Desde el principio pensé que postular a un candidato sin vínculos con el PRI implicaba que entre miles de seguidores, gobernadores, legisladores, alcaldes, políticos destacados podría quedar el sentimiento de que el presidente, gran elector, redujo a todos al nivel de corruptos e impresentables. Que era necesario buscar fuera porque dentro no había alguien que los ciudadanos hicieran presidente si llevaba la marca del PRI.
Nunca sabremos si Miguel Ángel Osorio Chong, José Calzada Rovirosa, Enrique de la Madrid Cordero, Manlio Fabio Beltrones, Eruviel Ávila y algunos otros pudieron ser mejores candidatos que José Antonio Meade.
Lo evidente es que Meade no ha tenido partido, pero también que su formación técnica no es suficiente y en algunos casos hasta significa un lastre en las lides políticas. Por ejemplo, mandarlo a decir que es el mero mero o que se ve a toda madre al caballo, rayando, es una tontería, por decir lo menos; simplemente porque Meade no habla así, por lo menos su imagen pública contrasta con ese tipo de expresiones.
La apuesta por un candidato con trayectoria y sin aparentes visos de corrupción ha sido insuficiente ante el desgaste del PRI, pero sobre todo por los excesos a lo largo de la administración peñista: la Casa Blanca, Odebrecht, el socavón, la estafa maestra, los exgobernadores de Veracruz, Chihuahua, Quintana Roo, Nayarit y otros estados provocaron tal hartazgo entre los votantes que el tricolor y su candidato comenzaron derrotados la contienda.
Anclado en 12 o 13% de la intención del voto, Meade sólo refleja la realidad del partido en el gobierno, el llamado voto duro que se calculaba por arriba de 15% no se ve, al menos no aparece en las encuestas, lo que indica que Peña Nieto con su decisión no sólo lastimó a las estructuras sino que perdió la brújula de un partido que, según lo que se aprecia, podría caer más que en las elecciones del 2000 y el 2006, cuando se desplomó con la candidatura de Roberto Madrazo.
Los empresarios, por su parte, dejaron de hacer la tarea, hubo un momento en que pudieron desarrollar un ambicioso proyecto, se llegó a especular con los nombres de Carlos Slim y José Antonio Fernández, dos poderosos talentos que hubieran cambiado el rumbo de la elección. Ahora lo saben.

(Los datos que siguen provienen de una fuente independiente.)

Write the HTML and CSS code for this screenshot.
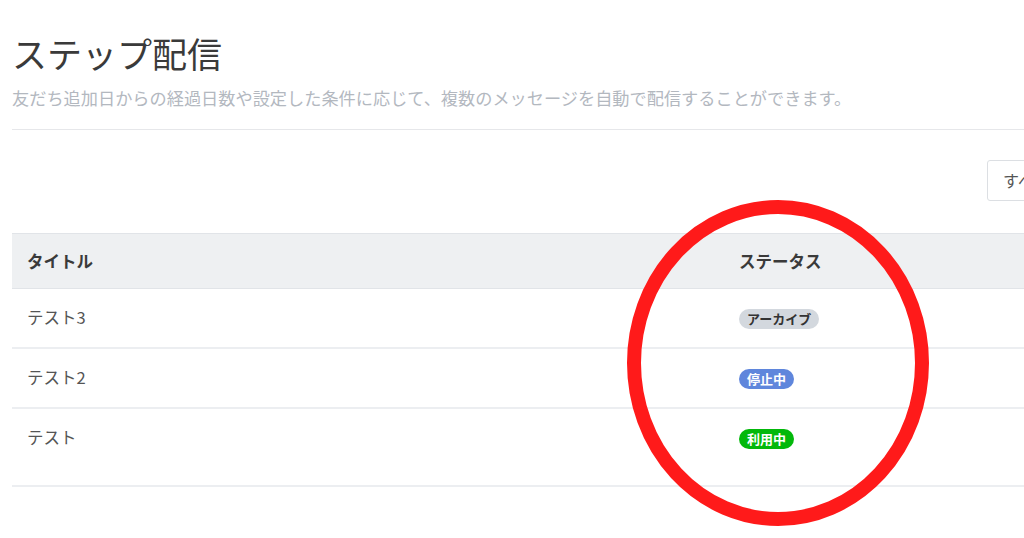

Hay un momento en que el votante sabe por quién votará, pero también por quien jamás lo hará. Eso muchos priistas han tratado de ignorarlo, siguen anclados en el pasado, en el voto controlado, corporativo; esa “lealtad” prácticamente se acabó.
Peña Nieto se equivocó, supuso que se podía construir una candidatura a partir de cero, incluso llegó a declararlo. Como están las cosas, el PRI no sólo se encamina a desalojar Los Pinos sino también a quedarse al margen en el Congreso y con unas cuantas gubernaturas y, en una de esas, el legado de Peña Nieto de las reformas estructurales podría convertirse en letra muerta.
¿Y CUÁL SERÍA EL PROBLEMA?
¿En dónde está la irregularidad de que un grupo de empresarios haga campaña para que decline determinado candidato a favor de quien puede ganar la elección? De la misma forma en que López Obrador apela a sus huestes para que lo voten, los otros aspirantes están en todo su derecho de promover a su favorito.